Tibet, a dominant power in Central Asia for the past century, expands into the Tarim Basin and portions of northwest China. Chinese historical records note the vast wealth and extravagant tastes of the Tibetan rulers.
The Arabs win a significant military victory over the Tang Chinese near Talas (close to modern Zhambyl in Kazakhstan), limiting China’s western expansion to Xinjiang. An outcome of this battle is the capture and importation into Central Asia of Chinese craftspeople with knowledge of papermaking. Paper gradually replaces the Western writing materials papyrus and parchment for most uses.
The city of Panjikent, in what is today Tajikistan, is abandoned after the Arab conquest. From the fifth or early sixth century, this oasis town—typical of many in Central Asia and part of the Sogdian kingdom—contains the residences of a large merchant class as well as craftspeople and agriculturalists. The rich arts of Central Asia, including wall paintings, stucco work, carved wood, metalwork, and textiles, reflect the many traditions that are combined and often syncretized here. Based on an artistic vocabulary formed in Iran, the layered styles, stories, and iconographic details, especially from Buddhist and Hindu India and classical traditions, create distinctive and highly eclectic arts.
With the shift of the seat of power to Baghdad under the ‘Abbasid caliphate, Central Asia is in closer contact with the center of Islamic civilization. From this point onward, artistic impulses emanating from Baghdad and Samarra’ are felt in remote provinces, and congregational mosques in the ‘Abbasid style are built across Central Asia. The remains of the mosque at Balkh (in present-day Afghanistan) provide important information on architectural plan and decoration.
As the ‘Abbasid caliphate begins to weaken and lose control of the eastern Islamic provinces, several Iranian dynasties gain power. The Samanids (ca. 819–1000) establish autonomous control in this region and rule quite independently from Bukhara and Nishapur, their provincial capitals in Central Asia and Iran. The age of the Samanids marks a renaissance of Iranian culture in which their courts are associated with the rise of Persian literature. Various pre-Islamic traditions are revived and integrated into the Islamic artistic language. In this way, a symbiosis emerges from the two trends of pan-Islamic Arabic and Iranian traditions. This cultural blend continues for several centuries until the social, ethnic, and political structure of the region is modified by the input of Turkic populations.

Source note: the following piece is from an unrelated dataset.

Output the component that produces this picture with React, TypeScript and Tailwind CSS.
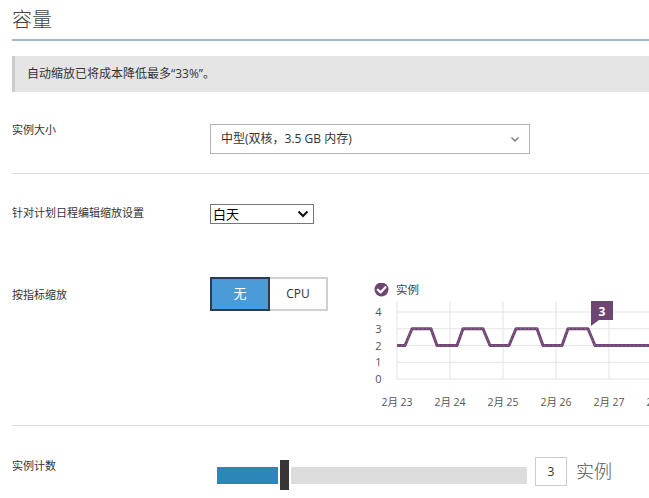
import React from "react";

const FONT = '"Open Sans", "Noto Sans CJK SC", sans-serif';

function Chart() {
  const y2 = 62.5;
  const y3 = 45.75;
  const pts: [number, number][] = [
    [27, y2], [35, y2], [42, y3], [61, y3], [67, y2], [87, y2], [93, y3], [113, y3],
    [120, y2], [139, y2], [146, y3], [167, y3], [173, y2], [192, y2], [198, y3], [218, y3],
    [225, y2], [300, y2],
  ];
  const d = pts.map((p, i) => `${i === 0 ? "M" : "L"}${p[0]} ${p[1]}`).join(" ");
  const hLines = [29, 45.75, 62.5, 79.25, 96];
  const vLines = [27, 80, 133, 186, 239, 292];
  const yLabels = ["4", "3", "2", "1", "0"];
  const xLabels = ["2月 23", "2月 24", "2月 25", "2月 26", "2月 27", "2月 28"];
  return (
    <svg width="300" height="135" viewBox="0 0 300 135" className="block shrink-0" style={{ fontFamily: FONT }}>
      <circle cx="11.5" cy="6.5" r="7" fill="#6d4672" />
      <path d="M7.8 6.7 L10.6 9.4 L15.4 4.2" fill="none" stroke="#fff" strokeWidth="2.2" strokeLinecap="round" strokeLinejoin="round" />
      <text x="26" y="10.5" fontSize="11.5" fill="#444">实例</text>
      {hLines.map((y) => (
        <line key={y} x1="27" x2="300" y1={y} y2={y} stroke="#e3e3e3" strokeWidth="1" />
      ))}
      {vLines.map((x) => (
        <line key={x} x1={x} x2={x} y1="19" y2="96" stroke="#e3e3e3" strokeWidth="1" />
      ))}
      {yLabels.map((t, i) => (
        <text key={t} x="8.5" y={hLines[i] + 4} fontSize="11" fill="#555" textAnchor="middle">{t}</text>
      ))}
      {xLabels.map((t, i) => (
        <text key={t} x={vLines[i]} y="123" fontSize="10.5" fill="#555" textAnchor="middle">{t}</text>
      ))}
      <path d={d} fill="none" stroke="#6d4672" strokeWidth="3" strokeLinejoin="round" />
      <path d={d} fill="none" stroke="#9a6b9c" strokeWidth="1" strokeDasharray="1.5 2.5" strokeLinejoin="round" />
      <path d="M221 18 H243 V37 H229 L221 43 Z" fill="#6d4672" />
      <text x="232" y="32.5" fontSize="12" fontWeight="bold" fill="#fff" textAnchor="middle">3</text>
    </svg>
  );
}

export default function App() {
  return (
    <div className="w-[649px] h-[498px] overflow-hidden bg-white pl-[12px] text-[#333]" style={{ fontFamily: FONT }}>
      {/* Header */}
      <div className="h-[41px] border-b-2 border-[#a3bccd] pt-[6px]">
        <h1 className="text-[20px] leading-[28px] font-light text-[#444]">容量</h1>
      </div>

      {/* Banner */}
      <div className="mt-[15px] h-[36px] bg-[#e5e5e5] border-l-[3px] border-[#cccccc] flex items-center pl-[12px]">
        <span className="text-[12px] text-[#333]">自动缩放已将成本降低最多“33%”。</span>
      </div>

      {/* Row 1 */}
      <div className="flex items-start mt-[30px]">
        <div className="w-[198px] shrink-0 text-[11px] leading-[16px]">实例大小</div>
        <div className="mt-[2px] w-[320px] shrink-0 h-[30px] border border-[#b5b5b5] flex items-center justify-between pl-[10px] pr-[9px]">
          <span className="text-[12px]">中型(双核，3.5 GB 内存)</span>
          <svg width="10" height="7" viewBox="0 0 10 7">
            <path d="M1.5 1.5 L5 5 L8.5 1.5" fill="none" stroke="#777" strokeWidth="1.4" />
          </svg>
        </div>
      </div>
      <div className="mt-[19px] h-px bg-[#dddddd]" />

      {/* Row 2 */}
      <div className="flex items-start mt-[30px]">
        <div className="w-[198px] shrink-0 text-[11px] leading-[16px] mt-[1px]">针对计划日程编辑缩放设置</div>
        <div className="w-[104px] shrink-0 h-[20px] border border-[#767676] flex items-center justify-between pl-[2px] pr-[4px]">
          <span className="text-[13px] leading-[18px] text-black">白天</span>
          <svg width="12" height="8" viewBox="0 0 12 8">
            <path d="M1.5 1.5 L6 6 L10.5 1.5" fill="none" stroke="#111" strokeWidth="2" />
          </svg>
        </div>
      </div>

      {/* Row 3 */}
      <div className="flex items-start mt-[53px]">
        <div className="w-[198px] shrink-0 text-[11px] leading-[16px] mt-[10px]">按指标缩放</div>
        <div className="flex h-[34px] w-[118px] shrink-0">
          <div className="w-[60px] h-full bg-[#4a9bd8] border-2 border-[#2c3c4c] flex items-center justify-center text-white text-[13px]">无</div>
          <div className="w-[58px] h-full bg-white border-2 border-l-0 border-[#d0d0d0] flex items-center justify-center text-[12px] text-[#333]">CPU</div>
        </div>
        <div className="ml-[42px] mt-[6px] shrink-0">
          <Chart />
        </div>
      </div>
      <div className="mt-[7px] h-px bg-[#dddddd]" />

      {/* Row 4 */}
      <div className="flex items-start mt-[31px]">
        <div className="w-[205px] shrink-0 text-[11px] leading-[16px] mt-[1px]">实例计数</div>
        <div className="flex items-center h-[30px] mt-[3px] shrink-0">
          <div className="w-[61px] h-[17px] bg-[#2a87b8]" />
          <div className="ml-[2px] w-[9px] h-[30px] bg-[#3a3535]" />
          <div className="ml-[2px] w-[236px] h-[17px] bg-[#dcdcdc]" />
        </div>
        <div className="ml-[8px] shrink-0 w-[32px] h-[29px] border border-[#cccccc] flex items-center justify-center text-[12px]">3</div>
        <div className="ml-[9px] shrink-0 text-[18px] leading-[29px] font-light text-[#555]">实例</div>
      </div>
    </div>
  );
}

The Uighurs, forced from their homeland to the northeast, establish a new kingdom in the Tarim Basin, constructing numerous cities and temple sites, including a summer capital at Beshbaliq (also known by the Chinese name Beiting) and the extensive Buddhist cave site of Bezeklik.
The Hindu Shahi family controls the Kabul valley region in Afghanistan. They are believed to be the descendants of earlier family members who ruled the region after the decline of the Kushans in the third century. The latter may have been responsible for the construction of the monumental Buddhas and other images at Bamiyan in the seventh and eighth centuries.

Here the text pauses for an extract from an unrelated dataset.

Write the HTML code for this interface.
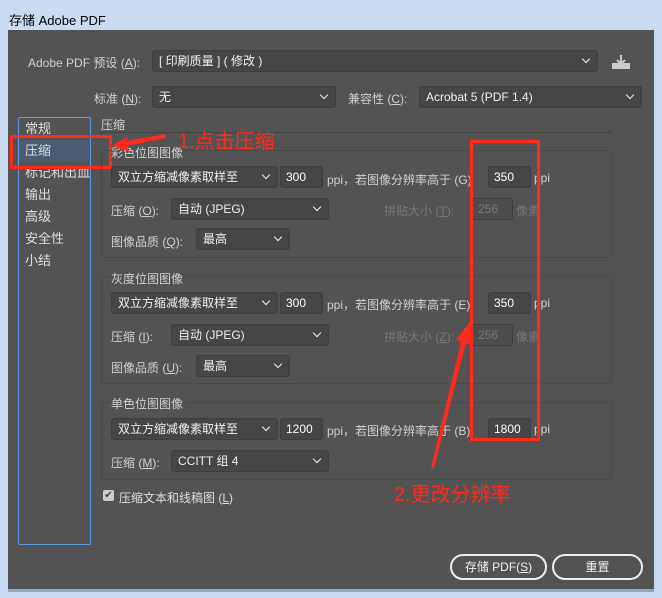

The Samanid mausoleum in Bukhara, an unusual funerary monument built and decorated with baked brick, is constructed during this period.

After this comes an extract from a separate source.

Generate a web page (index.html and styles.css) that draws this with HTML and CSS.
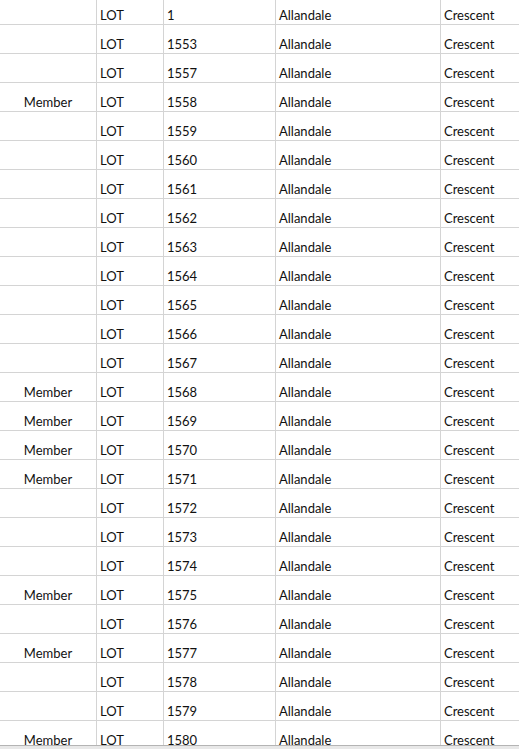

The Ghaznavids, a dynasty of Turkic origin from the steppes of Central Asia, rule in present-day Afghanistan and Pakistan. The most important ruler of the dynasty is Mahmud (r. 997–1030), whose illustrious reign as a prince-patron of Persian-Islamic culture becomes a model for later Islamic powers, many of which will also be led by Turkic or Mongol elite military castes. The works of this period express the artistic wealth of the Ghaznavids and the significance of their capital, Ghazni, as a profoundly Islamic cultural center where different aesthetic traditions from the region come together.